The ruling sets a significant precedent for the classification of crypto yield products and other services like staking and lending in Australia. It provides clearer distinctions between custodial services and financial products, potentially reshaping compliance strategies for crypto firms and informing the development of future Australian crypto regulation.

4. What does this mean for the future of crypto yield products?

This decision provides greater clarity and legal certainty for crypto yield products in Australia. It suggests that models where users retain direct ownership and platforms act primarily as facilitators may fall outside the scope of traditional financial product regulations, encouraging innovation within transparent frameworks.

5. Is ASIC still regulating the crypto industry after this ruling?

Yes, ASIC continues to oversee and regulate the crypto sector.
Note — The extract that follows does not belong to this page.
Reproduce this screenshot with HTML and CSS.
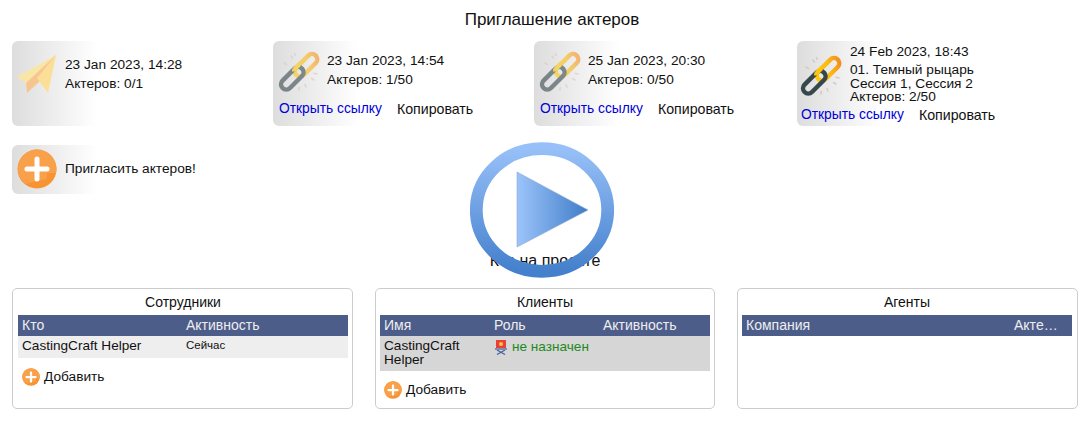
FILE: index.html
```html
<!DOCTYPE html>
<html lang="ru">
<head>
<meta charset="utf-8">
<title>Приглашение актеров</title>
<link rel="stylesheet" href="styles.css">
</head>
<body>
<svg class="defs" width="0" height="0" aria-hidden="true">
  <defs>
    <linearGradient id="gold" gradientUnits="userSpaceOnUse" x1="16" y1="8" x2="38" y2="20">
      <stop offset="0" stop-color="#fdc80c"/>
      <stop offset=".55" stop-color="#fbb914"/>
      <stop offset="1" stop-color="#f48f1e"/>
    </linearGradient>
    <symbol id="link" viewBox="-2 0 42 42">
      <g fill="none">
        <path class="rays" stroke-width="1.600" stroke-linecap="round" d="M11 5l1.500 2M4 12l2.500 1.500M34 29l-2.500-1.500M37 23l-3-.8M26 36l-1-2.500M19 39l.2-2.500M14.500 2.500l.5 1.800"/>
        <rect x="12.250" y="9.050" width="27.500" height="10.500" rx="5.250" transform="rotate(-45 26 14.300)" stroke="url(#gold)" stroke-width="4.500"/>
        <rect class="l-b" x="-1.450" y="22.050" width="27.500" height="10.500" rx="5.250" transform="rotate(-45 12.300 27.300)" stroke-width="4.500"/>
        <path d="M19.500 13.100 15.800 16.800A5.250 5.250 0 0 0 14.200 20.600" stroke="#fdc80c" stroke-width="4.500"/>
      </g>
    </symbol>
    <symbol id="plus" viewBox="0 0 40 40">
      <circle cx="20" cy="20" r="19.500" fill="#f79332"/>
      <path d="M20 .5A19.500 19.500 0 0 1 39 24L30 24V30L8 35A19.500 19.500 0 0 1 20 .5z" fill="#f9a14a"/>
      <path d="M20 10v20M10 20h20" stroke="#fff" stroke-width="5" stroke-linecap="round" fill="none"/>
    </symbol>
  </defs>
</svg>

<main class="page">
  <h1 class="heading">Приглашение актеров</h1>

  <section class="cards">
    <article class="card card-short">
      <svg class="card-icon plane" viewBox="0 0 40 40">
        <path d="M39 0 0 22l9 6z" fill="#fae6a4"/>
        <path d="M39 0 9 28l1 10 12-11z" fill="#f7c690"/>
        <path d="M39 0 20 23l11 15z" fill="#fbdf96"/>
      </svg>
      <div class="card-text">
        <p>23 Jan 2023, 14:28</p>
        <p>Актеров: 0/1</p>
      </div>
    </article>

    <article class="card card-link">
      <div class="card-main">
        <svg class="link-icon faded"><use href="#link"/></svg>
        <div class="card-text">
          <p>23 Jan 2023, 14:54</p>
          <p>Актеров: 1/50</p>
        </div>
      </div>
      <div class="card-actions"><a href="#">Открыть ссылку</a><span>Копировать</span></div>
    </article>

    <article class="card card-link">
      <div class="card-main">
        <svg class="link-icon faded"><use href="#link"/></svg>
        <div class="card-text">
          <p>25 Jan 2023, 20:30</p>
          <p>Актеров: 0/50</p>
        </div>
      </div>
      <div class="card-actions"><a href="#">Открыть ссылку</a><span>Копировать</span></div>
    </article>

    <article class="card card-dense">
      <div class="card-main">
        <svg class="link-icon"><use href="#link"/></svg>
        <div class="card-text">
          <p class="date-dense">24 Feb 2023, 18:43</p>
          <p class="tight">01. Темный рыцарь</p>
          <p class="tight">Сессия 1, Сессия 2</p>
          <p class="tight">Актеров: 2/50</p>
        </div>
      </div>
      <div class="card-actions"><a href="#">Открыть ссылку</a><span>Копировать</span></div>
    </article>
  </section>

  <div class="invite">
    <svg class="card-icon"><use href="#plus"/></svg>
    <span>Пригласить актеров!</span>
  </div>

  <h2 class="team-title">Кто на проекте</h2>

  <section class="panels">
    <div class="panel panel-staff">
      <h3>Сотрудники</h3>
      <table class="cols-staff">
        <thead><tr><th>Кто</th><th>Активность</th></tr></thead>
        <tbody><tr class="row-light"><td>CastingCraft Helper</td><td class="small">Сейчас</td></tr></tbody>
      </table>
      <div class="add"><svg class="add-icon"><use href="#plus"/></svg>Добавить</div>
    </div>

    <div class="panel">
      <h3>Клиенты</h3>
      <table class="cols-clients">
        <thead><tr><th>Имя</th><th>Роль</th><th>Активность</th></tr></thead>
        <tbody><tr class="row-dark">
          <td>CastingCraft Helper</td>
          <td class="role">
            <svg class="chair" viewBox="0 0 14 16">
              <path d="M3 11l8 4.500M11 11l-8 4.500" stroke="#44609c" stroke-width="1.200" fill="none"/>
              <rect x="1" y="9" width="12" height="2" fill="#7f8db0"/>
              <rect x="2" y="1" width="10" height="8" fill="#e8413c"/>
              <circle cx="7" cy="5" r="2" fill="#f7c33c"/>
            </svg>не назначен
          </td>
          <td></td>
        </tr></tbody>
      </table>
      <div class="add"><svg class="add-icon"><use href="#plus"/></svg>Добавить</div>
    </div>

    <div class="panel panel-agents">
      <h3>Агенты</h3>
      <table class="cols-agents">
        <thead><tr><th>Компания</th><th>Акте…</th></tr></thead>
      </table>
    </div>
  </section>

  <svg class="play" viewBox="0 0 144 136" aria-hidden="true">
    <defs>
      <linearGradient id="ring" x1="0" y1="0" x2="0" y2="1">
        <stop offset="0" stop-color="#97c0f8"/>
        <stop offset="1" stop-color="#4480cc"/>
      </linearGradient>
      <linearGradient id="tri" x1="0" y1="0" x2="1" y2="0">
        <stop offset="0" stop-color="#9cc4fa"/>
        <stop offset="1" stop-color="#3f7cc8"/>
      </linearGradient>
    </defs>
    <ellipse class="play-ring" cx="72" cy="68" rx="65.700" ry="61.300" stroke="url(#ring)" stroke-width="12.800"/>
    <path d="M47 30 118 68 47 105z" fill="url(#tri)" stroke="#8aa8d0" stroke-width=".6"/>
  </svg>
</main>
</body>
</html>
```
FILE: styles.css
```css
* { box-sizing: border-box; }
html, body { margin: 0; padding: 0; background: #fff; }
body {
  font-family: "Liberation Sans", Arial, sans-serif;
  font-size: 13.700px;
  color: #111;
  width: 1090px;
  height: 426px;
  overflow: hidden;
}
.defs { position: absolute; }
.page { position: relative; padding: 12px 12px 0; height: 426px; }
p, h1, h2, h3 { margin: 0; font-weight: 400; }
.heading { font-size: 17px; line-height: 16px; text-align: center; margin-left: 14px; }

.cards {
  display: grid;
  grid-template-columns: repeat(4, 239px);
  column-gap: 22px;
  margin-top: 13px;
}
.card {
  height: 85px;
  border-radius: 6px;
  background: linear-gradient(to right, #ddd, #fff 85px);
  padding-left: 5px;
}
.card-short { display: flex; padding-top: 14px; gap: 8px; }
.card-link { padding-top: 10px; }
.card-dense { padding-top: 3px; padding-left: 3px; margin-left: 2px; }
.card-main { display: flex; gap: 7px; height: 50px; }
.card-dense .card-main { align-items: center; gap: 8px; height: 63px; }
.card-icon { width: 40px; height: 40px; flex: none; display: block; }
.link-icon { width: 42px; height: 42px; flex: none; display: block; }
.faded { opacity: .6; }
.card-text p { line-height: 19px; }
.card-dense .card-text { align-self: flex-start; }
.card-text .date-dense { line-height: 16px; margin-bottom: 3px; }
.card-text .tight { line-height: 13.500px; }
.card-actions { display: flex; gap: 15px; line-height: 16px; padding-left: 1px; }
.card-actions a { color: #0000d8; text-decoration: none; font-size: 13.800px; }
.card-actions span { font-size: 14.200px; }
.l-b { stroke: #37484d; }
.rays { stroke: #dcc8c4; }

.invite {
  display: flex;
  align-items: center;
  gap: 8px;
  height: 49px;
  width: 239px;
  margin-top: 19px;
  padding: 0 0 2px 5px;
  border-radius: 6px;
  background: linear-gradient(to right, #ddd, #fff 85px);
}

.team-title { font-size: 16px; line-height: 16px; text-align: center; margin-top: 59px; }

.panels {
  display: grid;
  grid-template-columns: 341px 340px 341px;
  column-gap: 22px;
  margin-top: 19px;
}
.panel {
  height: 121px;
  border: 1px solid #ccc;
  border-radius: 5px;
  padding: 0 4px;
}
.panel-staff { padding-left: 5px; }
.panel-agents { padding-right: 5px; }
.panel h3 { font-size: 14px; line-height: 26px; text-align: center; }
table { width: 100%; table-layout: fixed; border-collapse: collapse; }
th {
  background: #4d5d8a;
  color: #eee;
  font-weight: 400;
  font-size: 14px;
  text-align: left;
  height: 21px;
  padding: 0 4px 1px;
  white-space: nowrap;
  overflow: hidden;
}
td { padding: 3px 4px; vertical-align: top; line-height: 13.500px; font-size: 13.600px; }
.row-light td { background: #eee; height: 22px; }
.row-dark td { background: #d6d6d6; height: 35px; }
.small { font-size: 11.500px; }
.cols-staff th:first-child { width: 164px; }
.cols-clients th:first-child { width: 110px; }
.cols-clients th:nth-child(2) { width: 109px; }
.cols-agents th:last-child { width: 62px; }
.role { color: #1d8a1d; white-space: nowrap; }
.chair { width: 14px; height: 16px; margin-right: 4px; vertical-align: -4px; }
.add { display: flex; align-items: center; gap: 4px; margin: 10px 0 0 4px; line-height: 18px; }
.add-icon { width: 18px; height: 18px; }

.play { position: absolute; left: 470px; top: 142px; width: 144px; height: 136px; }
.play-ring { fill: none; }
```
While they lost this specific appeal, they are still pursuing other crypto-related cases and remain committed to ensuring consumer protection and market integrity in the digital asset space.

6. How does this ruling contribute to digital asset classification globally?

The Finder ASIC ruling offers a valuable case study for other jurisdictions grappling with digital asset classification. It highlights the importance of nuanced legal interpretations that distinguish between different types of crypto services based on their fundamental operational models and the level of user control, potentially influencing global regulatory approaches.